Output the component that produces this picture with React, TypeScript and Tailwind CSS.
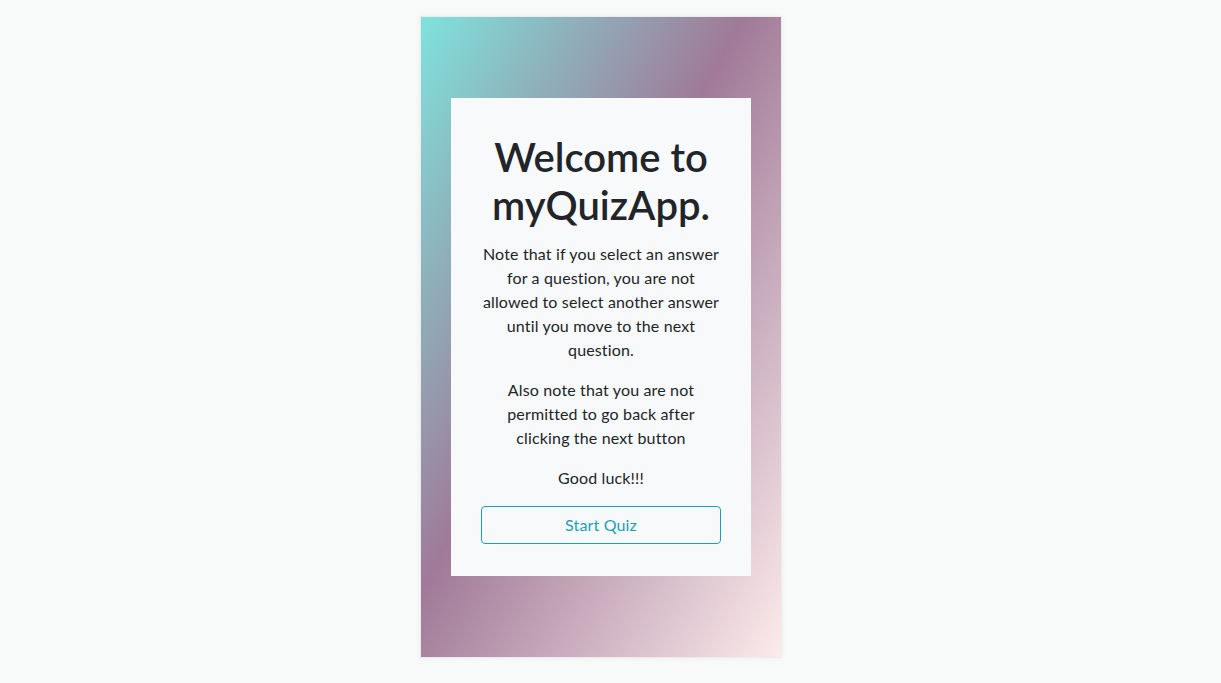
export default function App() {
  return (
    <div className="min-h-screen bg-[#f8f9f9] font-['Lato','Liberation_Sans',sans-serif] text-[#212529]">
      <div className="flex justify-center pt-[16px] pb-[25px] pr-[19px]">
        <div className="w-[362px] h-[642px] border border-[#ececec] shadow-[0_0_6px_rgba(0,0,0,0.05)] bg-[linear-gradient(to_bottom_right,#7ee3dc_0%,#a07a98_45%,#fcebeb_100%)] flex justify-center pt-[81px]">
          <div className="w-[300px] h-[478px] bg-[#f8f9fa] px-[30px] pt-[35px] text-center tracking-[0.15px]">
            <h1 className="text-[40px] leading-[48px] font-semibold tracking-normal mb-[13px]">Welcome to myQuizApp.</h1>
            <p className="text-base leading-6 mb-4">
              Note that if you select an answer for a question, you are not allowed to select another answer until you move to the next question.
            </p>
            <p className="text-base leading-6 mb-4">
              Also note that you are not permitted to go back after clicking the next button
            </p>
            <p className="text-base leading-6 mb-4">Good luck!!!</p>
            <button className="w-full h-[38px] border border-[#17a2b8] rounded text-[#17a2b8] text-base">
              Start Quiz
            </button>
          </div>
        </div>
      </div>
    </div>
  );
}
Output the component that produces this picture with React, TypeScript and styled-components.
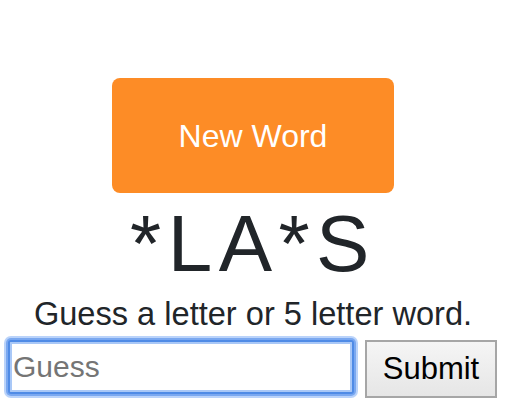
import React from "react";
import styled, { createGlobalStyle } from "styled-components";

const GlobalStyle = createGlobalStyle`
  html, body {
    margin: 0;
    padding: 0;
    background: #ffffff;
  }
  body {
    padding: 8px;
    font-family: "Liberation Sans", Arial, Helvetica, sans-serif;
    color: #212529;
  }
`;

const Page = styled.main`
  display: flex;
  flex-direction: column;
  align-items: center;
  padding-top: 70px;
`;

const NewWordButton = styled.button`
  width: 282px;
  height: 115px;
  border: none;
  border-radius: 8px;
  background: #fd8c26;
  color: #ffffff;
  font-family: "Liberation Sans", Arial, Helvetica, sans-serif;
  font-size: 32px;
  line-height: 1;
  padding: 0;
  cursor: pointer;
`;

const Puzzle = styled.h1`
  margin: 3px 0 0 0;
  font-family: "Liberation Sans", Arial, Helvetica, sans-serif;
  font-weight: 400;
  font-size: 80px;
  line-height: 96px;
  letter-spacing: 6.5px;
  color: #212529;
`;

const Prompt = styled.p`
  margin: 0;
  font-size: 32.6px;
  line-height: 44px;
  color: #212529;
`;

const GuessForm = styled.form`
  align-self: stretch;
  display: flex;
  align-items: flex-start;
  gap: 11px;
  margin-top: 4px;
`;

const GuessInput = styled.input`
  box-sizing: border-box;
  width: 346px;
  height: 54px;
  margin: 0;
  padding: 0 0 0 3px;
  border: 2px solid #4f8be6;
  border-radius: 3px;
  outline: none;
  box-shadow: 0 0 0 2px #7aa8f0, 0 0 0 4px rgba(130, 175, 245, 0.55),
    inset 0 0 0 2px #a9c8f7;
  font-family: "Liberation Sans", Arial, Helvetica, sans-serif;
  font-size: 30px;
  color: #000000;
  caret-color: #000000;
  background: #ffffff;

  &::placeholder {
    color: #757575;
  }
`;

const SubmitButton = styled.button`
  box-sizing: border-box;
  width: 132px;
  height: 58px;
  margin: 0;
  padding: 0;
  border: 2px solid #a6a6a6;
  border-radius: 0;
  background: linear-gradient(#f5f5f5, #e6e6e6);
  font-family: "Liberation Sans", Arial, Helvetica, sans-serif;
  font-size: 31px;
  color: #000000;
  cursor: pointer;
`;

export default function App() {
  return (
    <>
      <GlobalStyle />
      <Page>
        <NewWordButton type="button">New Word</NewWordButton>
        <Puzzle>*LA*S</Puzzle>
        <Prompt>Guess a letter or 5 letter word.</Prompt>
        <GuessForm onSubmit={(e) => e.preventDefault()}>
          <GuessInput type="text" placeholder="Guess" autoFocus />
          <SubmitButton type="submit">Submit</SubmitButton>
        </GuessForm>
      </Page>
    </>
  );
}
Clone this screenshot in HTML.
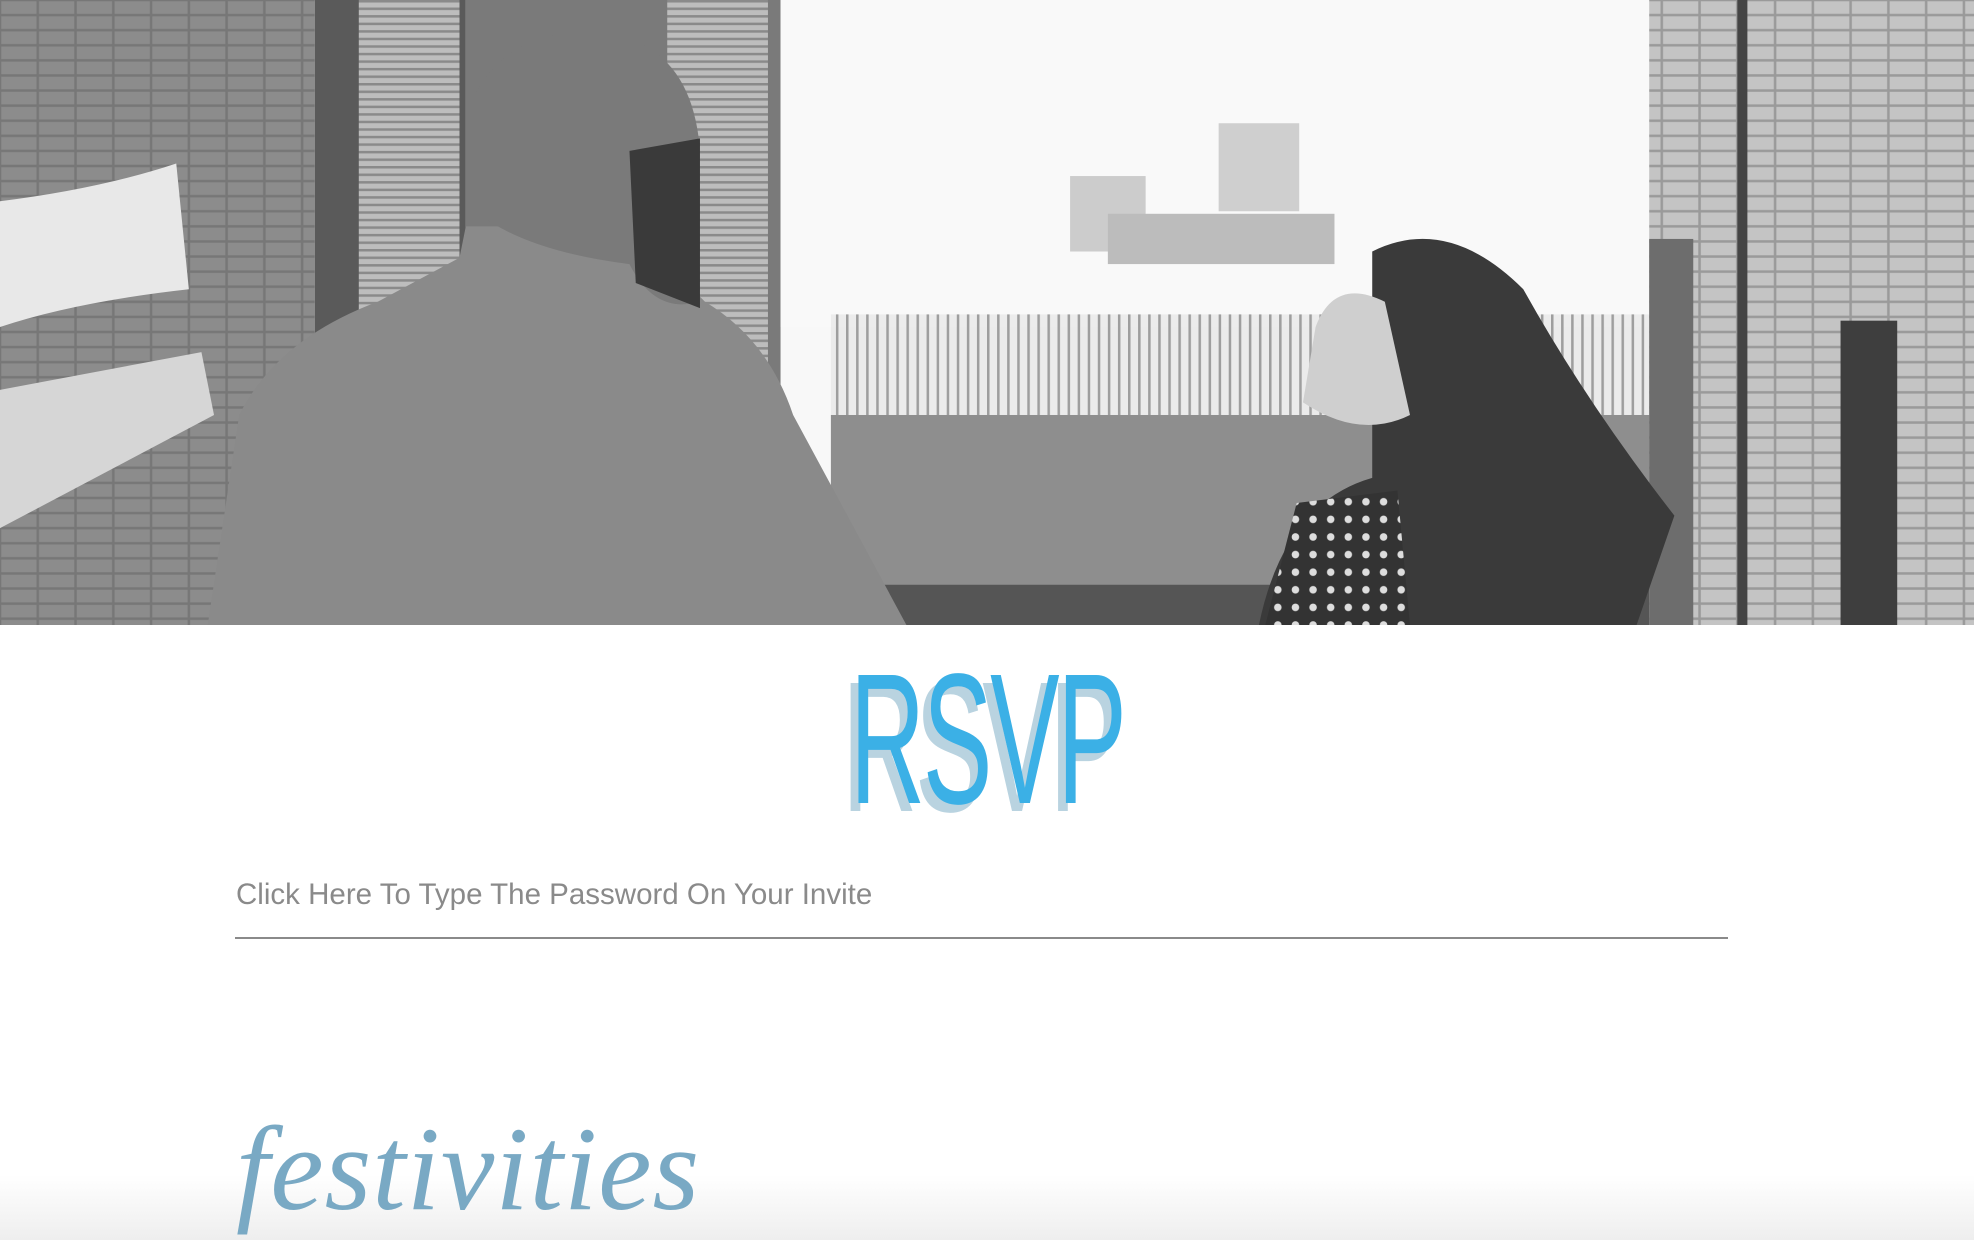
<!DOCTYPE html>
<html><head><meta charset="utf-8"><style>
html,body{margin:0;padding:0;background:#fff;width:1974px;height:1240px;overflow:hidden;position:relative;font-family:"Liberation Sans",sans-serif}
#photo{position:absolute;left:0;top:0;width:1974px;height:625px}
.rsvp{position:absolute;top:640px;left:0;width:1974px;text-align:center;font-family:"Liberation Sans Narrow","Liberation Sans",sans-serif;font-size:186px;letter-spacing:-4px;line-height:200px}
.rsvp span{display:inline-block;transform:scaleX(0.56);}
.pw{position:absolute;left:236px;top:878px;font-size:29.5px;color:#8a8a8a}
.line{position:absolute;left:235px;top:937px;width:1493px;height:2px;background:#8a8a8a}
.fest{position:absolute;left:236px;top:1100px;font-family:"Liberation Serif",serif;font-style:italic;font-size:120px;color:#79a9c4;letter-spacing:1px}
.fade{position:absolute;left:0;top:1175px;width:1974px;height:65px;background:linear-gradient(#fff,#eeeeee)}
</style></head><body>
<svg id="photo" viewBox="0 0 1568 497" preserveAspectRatio="none">
<defs>
<pattern id="brick" width="30" height="12" patternUnits="userSpaceOnUse"><rect width="30" height="12" fill="#777"/><rect x="1" y="1" width="28" height="10" fill="#8c8c8c"/></pattern>
<pattern id="brick2" width="30" height="12" patternUnits="userSpaceOnUse"><rect width="30" height="12" fill="#9a9a9a"/><rect x="1" y="1" width="28" height="10" fill="#c4c4c4"/></pattern>
<pattern id="shut" width="10" height="6" patternUnits="userSpaceOnUse"><rect width="10" height="6" fill="#bdbdbd"/><rect width="10" height="2" fill="#8a8a8a"/></pattern>
<pattern id="net" width="8" height="8" patternUnits="userSpaceOnUse"><rect width="8" height="8" fill="#e6e6e6"/><rect width="2" height="8" fill="#777"/></pattern>
<pattern id="dots" width="14" height="14" patternUnits="userSpaceOnUse"><rect width="14" height="14" fill="#333"/><circle cx="7" cy="7" r="3" fill="#ddd"/></pattern>
</defs>
<rect width="1568" height="497" fill="#f8f8f8"/>
<rect x="0" y="0" width="250" height="497" fill="url(#brick)"/>
<path d="M0 160 Q80 150 140 130 L150 230 Q60 240 0 260Z" fill="#e8e8e8"/>
<path d="M0 310 L160 280 L170 330 L0 420Z" fill="#d6d6d6"/>
<rect x="250" y="0" width="120" height="497" fill="#5a5a5a"/>
<rect x="285" y="0" width="80" height="260" fill="url(#shut)"/>
<rect x="370" y="0" width="250" height="497" fill="#7a7a7a"/>
<rect x="530" y="0" width="80" height="300" fill="url(#shut)"/>
<rect x="620" y="0" width="700" height="260" fill="#f9f9f9"/>
<rect x="850" y="140" width="60" height="60" fill="#ccc"/>
<rect x="968" y="98" width="64" height="70" fill="#cfcfcf"/>
<rect x="880" y="170" width="180" height="40" fill="#bcbcbc"/>
<rect x="660" y="250" width="660" height="90" fill="url(#net)" opacity="0.7"/>
<rect x="660" y="330" width="660" height="140" fill="#8e8e8e"/>
<rect x="700" y="465" width="620" height="32" fill="#555"/>
<rect x="1310" y="0" width="258" height="497" fill="url(#brick2)"/>
<rect x="1310" y="190" width="35" height="307" fill="#6d6d6d"/>
<rect x="1462" y="255" width="45" height="242" fill="#3e3e3e"/>
<rect x="1380" y="0" width="8" height="497" fill="#444"/>
<path d="M165 497 L190 330 Q220 270 300 240 L365 205 L370 180 L500 180 L560 240 Q610 270 630 330 L720 497Z" fill="#8a8a8a"/>
<path d="M375 80 Q400 25 470 25 Q545 30 555 110 L555 240 Q520 250 500 210 Q420 200 380 170Z" fill="#7a7a7a"/>
<path d="M500 120 L556 110 L556 245 L505 225Z" fill="#3a3a3a"/>
<path d="M1090 200 Q1150 170 1210 230 Q1260 320 1330 410 L1300 497 L1000 497 Q1020 400 1090 380Z" fill="#3a3a3a"/>
<path d="M1045 260 Q1060 220 1100 240 L1120 330 Q1080 350 1035 320Z" fill="#cfcfcf"/>
<path d="M1005 497 L1030 400 L1110 390 L1120 497Z" fill="url(#dots)"/>
</svg>
<div class="rsvp"><span><b style="color:#b9d3e0;position:absolute;margin-left:-14px;margin-top:8px;font-weight:normal">RSVP</b><b style="position:relative;color:#3bb0e6;font-weight:normal">RSVP</b></span></div>
<div class="fade"></div>
<div class="pw">Click Here To Type The Password On Your Invite</div>
<div class="line"></div>
<div class="fest">festivities</div>
</body></html>
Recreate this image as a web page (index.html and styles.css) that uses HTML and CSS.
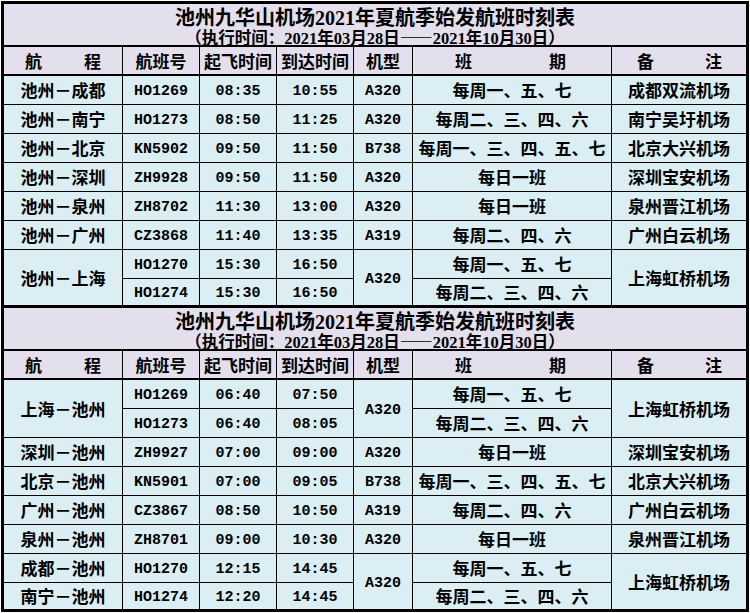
FILE: index.html
```html
<!DOCTYPE html>
<html lang="zh-CN">
<head>
<meta charset="utf-8">
<title>池州九华山机场2021年夏航季始发航班时刻表</title>
<link rel="stylesheet" href="styles.css">
</head>
<body>
<div class="sheet">
  <section class="section">
    <div class="title">
      <div class="title-main">池州九华山机场<span class="d">2021</span>年夏航季始发航班时刻表</div>
      <div class="title-sub">（执行时间：<span class="d">2021</span>年<span class="d">03</span>月<span class="d">28</span>日——<span class="d">2021</span>年<span class="d">10</span>月<span class="d">30</span>日）</div>
    </div>
    <div class="grid head">
      <div class="cell spread s1"><span>航</span><span>程</span></div>
      <div class="cell">航班号</div>
      <div class="cell">起飞时间</div>
      <div class="cell">到达时间</div>
      <div class="cell">机型</div>
      <div class="cell spread s6"><span>班</span><span>期</span></div>
      <div class="cell spread s7"><span>备</span><span>注</span></div>
    </div>
    <div class="grid body">
      <div class="cell">池州－成都</div><div class="cell num">HO1269</div><div class="cell num">08:35</div><div class="cell num">10:55</div><div class="cell num">A320</div><div class="cell">每周一、五、七</div><div class="cell">成都双流机场</div>
      <div class="cell">池州－南宁</div><div class="cell num">HO1273</div><div class="cell num">08:50</div><div class="cell num">11:25</div><div class="cell num">A320</div><div class="cell">每周二、三、四、六</div><div class="cell">南宁吴圩机场</div>
      <div class="cell">池州－北京</div><div class="cell num">KN5902</div><div class="cell num">09:50</div><div class="cell num">11:50</div><div class="cell num">B738</div><div class="cell">每周一、三、四、五、七</div><div class="cell">北京大兴机场</div>
      <div class="cell">池州－深圳</div><div class="cell num">ZH9928</div><div class="cell num">09:50</div><div class="cell num">11:50</div><div class="cell num">A320</div><div class="cell">每日一班</div><div class="cell">深圳宝安机场</div>
      <div class="cell">池州－泉州</div><div class="cell num">ZH8702</div><div class="cell num">11:30</div><div class="cell num">13:00</div><div class="cell num">A320</div><div class="cell">每日一班</div><div class="cell">泉州晋江机场</div>
      <div class="cell">池州－广州</div><div class="cell num">CZ3868</div><div class="cell num">11:40</div><div class="cell num">13:35</div><div class="cell num">A319</div><div class="cell">每周二、四、六</div><div class="cell">广州白云机场</div>
      <div class="cell span2">池州－上海</div><div class="cell num">HO1270</div><div class="cell num">15:30</div><div class="cell num">16:50</div><div class="cell num span2">A320</div><div class="cell">每周一、五、七</div><div class="cell span2">上海虹桥机场</div>
      <div class="cell num">HO1274</div><div class="cell num">15:30</div><div class="cell num">16:50</div><div class="cell">每周二、三、四、六</div>
    </div>
  </section>
  <section class="section">
    <div class="title">
      <div class="title-main">池州九华山机场<span class="d">2021</span>年夏航季始发航班时刻表</div>
      <div class="title-sub">（执行时间：<span class="d">2021</span>年<span class="d">03</span>月<span class="d">28</span>日——<span class="d">2021</span>年<span class="d">10</span>月<span class="d">30</span>日）</div>
    </div>
    <div class="grid head">
      <div class="cell spread s1"><span>航</span><span>程</span></div>
      <div class="cell">航班号</div>
      <div class="cell">起飞时间</div>
      <div class="cell">到达时间</div>
      <div class="cell">机型</div>
      <div class="cell spread s6"><span>班</span><span>期</span></div>
      <div class="cell spread s7"><span>备</span><span>注</span></div>
    </div>
    <div class="grid body">
      <div class="cell span2">上海－池州</div><div class="cell num">HO1269</div><div class="cell num">06:40</div><div class="cell num">07:50</div><div class="cell num span2">A320</div><div class="cell">每周一、五、七</div><div class="cell span2">上海虹桥机场</div>
      <div class="cell num">HO1273</div><div class="cell num">06:40</div><div class="cell num">08:05</div><div class="cell">每周二、三、四、六</div>
      <div class="cell">深圳－池州</div><div class="cell num">ZH9927</div><div class="cell num">07:00</div><div class="cell num">09:00</div><div class="cell num">A320</div><div class="cell">每日一班</div><div class="cell">深圳宝安机场</div>
      <div class="cell">北京－池州</div><div class="cell num">KN5901</div><div class="cell num">07:00</div><div class="cell num">09:05</div><div class="cell num">B738</div><div class="cell">每周一、三、四、五、七</div><div class="cell">北京大兴机场</div>
      <div class="cell">广州－池州</div><div class="cell num">CZ3867</div><div class="cell num">08:50</div><div class="cell num">10:50</div><div class="cell num">A319</div><div class="cell">每周二、四、六</div><div class="cell">广州白云机场</div>
      <div class="cell">泉州－池州</div><div class="cell num">ZH8701</div><div class="cell num">09:00</div><div class="cell num">10:30</div><div class="cell num">A320</div><div class="cell">每日一班</div><div class="cell">泉州晋江机场</div>
      <div class="cell">成都－池州</div><div class="cell num">HO1270</div><div class="cell num">12:15</div><div class="cell num">14:45</div><div class="cell num span2">A320</div><div class="cell">每周一、五、七</div><div class="cell span2">上海虹桥机场</div>
      <div class="cell">南宁－池州</div><div class="cell num">HO1274</div><div class="cell num">12:20</div><div class="cell num">14:45</div><div class="cell">每周二、三、四、六</div>
    </div>
  </section>
</div>
</body>
</html>
```

FILE: styles.css
```css
html, body {
  margin: 0;
  padding: 0;
  background: #ffffff;
}

body {
  font-family: "Noto Sans CJK SC", sans-serif;
  color: #000000;
}

.sheet {
  width: 748px;
  box-sizing: border-box;
  margin: 1px 0 0 1px;
  padding: 3px;
  background: #000000;
}

.section + .section {
  margin-top: 3px;
}

.title {
  height: 41px;
  box-sizing: border-box;
  padding-top: 1px;
  background: #e4dfec;
  display: flex;
  flex-direction: column;
  align-items: center;
  margin-bottom: 2px;
}

.title-main {
  font-size: 20px;
  font-weight: bold;
  line-height: 24px;
  height: 24px;
  white-space: nowrap;
}

.title-sub {
  font-size: 16.5px;
  font-weight: bold;
  line-height: 16px;
  height: 16px;
  white-space: nowrap;
  text-decoration: underline;
  text-underline-offset: 1px;
}

.d {
  font-family: "Liberation Serif", serif;
}

.grid {
  display: grid;
  grid-template-columns: 118px 76px 76px 76px 58px 198px 134px;
  column-gap: 1px;
  row-gap: 1px;
}

.head {
  grid-template-rows: 27px;
  margin-bottom: 2px;
}

.body {
  grid-template-rows: repeat(7, 28px) 26px;
}

.cell {
  background: #daeef3;
  display: flex;
  align-items: center;
  justify-content: center;
  font-size: 17px;
  font-weight: bold;
  white-space: nowrap;
  line-height: 20px;
}

.head .cell {
  background: #e4dfec;
}

.spread {
  justify-content: space-between;
}

.s1 {
  padding: 0 21px;
}

.s6 {
  padding: 0 45px 0 42px;
}

.s7 {
  padding: 0 24px 0 25px;
}

.span2 {
  grid-row: span 2;
}

.num {
  font-family: "Liberation Mono", monospace;
  font-size: 15px;
  padding-top: 4px;
  box-sizing: border-box;
}
```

**Aim**.
Provide the number of lines containing the string "components", with no other output.

**Full answer**.
2